Title: Re: Rewilding - am I wrong? If so explain why
Post by: sheeponthebrain on May 13, 2019, 09:26:12 am
Rewilding does good for one person.  for example the foreign investor who is rewilding thousands of acres in Caithness.  he can feel really good about himself when he flys into Scotland for a holiday and knows that the carbon emmisions from his flight is being offset by the loss of jobs (keepers and shepherds)loss of production.

 I wonder if anyone has done the calculations for oxygen production and carbon capture? 1 blackface ewe per 5 acre of well managed heather vs 5 acre of scrub heather and rashes.   I've seen first hand which option is better for wildlife
Title: Re: Rewilding - am I wrong? If so explain why
Post by: Buttermilk on May 13, 2019, 12:37:29 pm
SotB there is an area near here that the RSPB dictated the management of when they brought in SSSI's.  It went from being decent pasture land with clumps of rushes and other wild goodies to three quarters rushes within 8 years.  The farmer was grudgingly let back onto the fields with severe restrictions which stopped the rushes getting worse but did not solve the lack of habitat problem.  Then he was told to weed wipe the lot,  He told them to stuff it as there was no way he was going to turn the area back round, at his expense only for some city do gooders telling him how to farm it.  The fence line between what he kept farming his way and the "managed" land really tells a story.  All the wildlife moved over into his farmed fields from the managed ones as they had the open areas for them.

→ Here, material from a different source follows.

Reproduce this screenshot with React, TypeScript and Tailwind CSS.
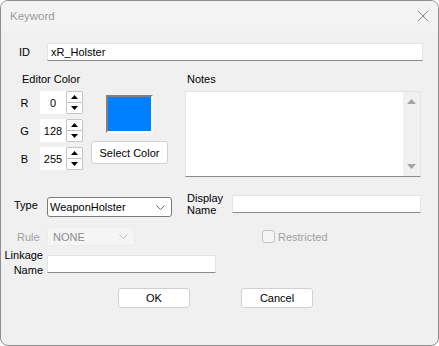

On various areas of land all around the country management cannot be done by set dates on the calendar.  Please tell nature that it has to conform to what some university trained boffin says must happen when, no budding up or dropping leaves 4 days early as that is not the done thing.
Title: Re: Rewilding - am I wrong? If so explain why
Post by: oor wullie on May 13, 2019, 06:20:24 pm
I'm not sure that re-wilding is necessarily in conflict with food production and jobs.

There are 1000s of km2 in the Highlands that don't currently produce any food (unless you count a few kg if grouse per km2).  Cattle were largely taken off the hills a century ago and (in many areas) sheep were taken off 20 years ago, you would be amazed how far you can go without seeing any livestock.

This land only supports a few gamekeepers jobs and there have been plenty studies showing that other land uses are much more economically viable.   Re-wilding (in Scotland anyway) is likely to be driven by billionaire landowners who subsidise it in much the same way that they might subsidise shooting estates.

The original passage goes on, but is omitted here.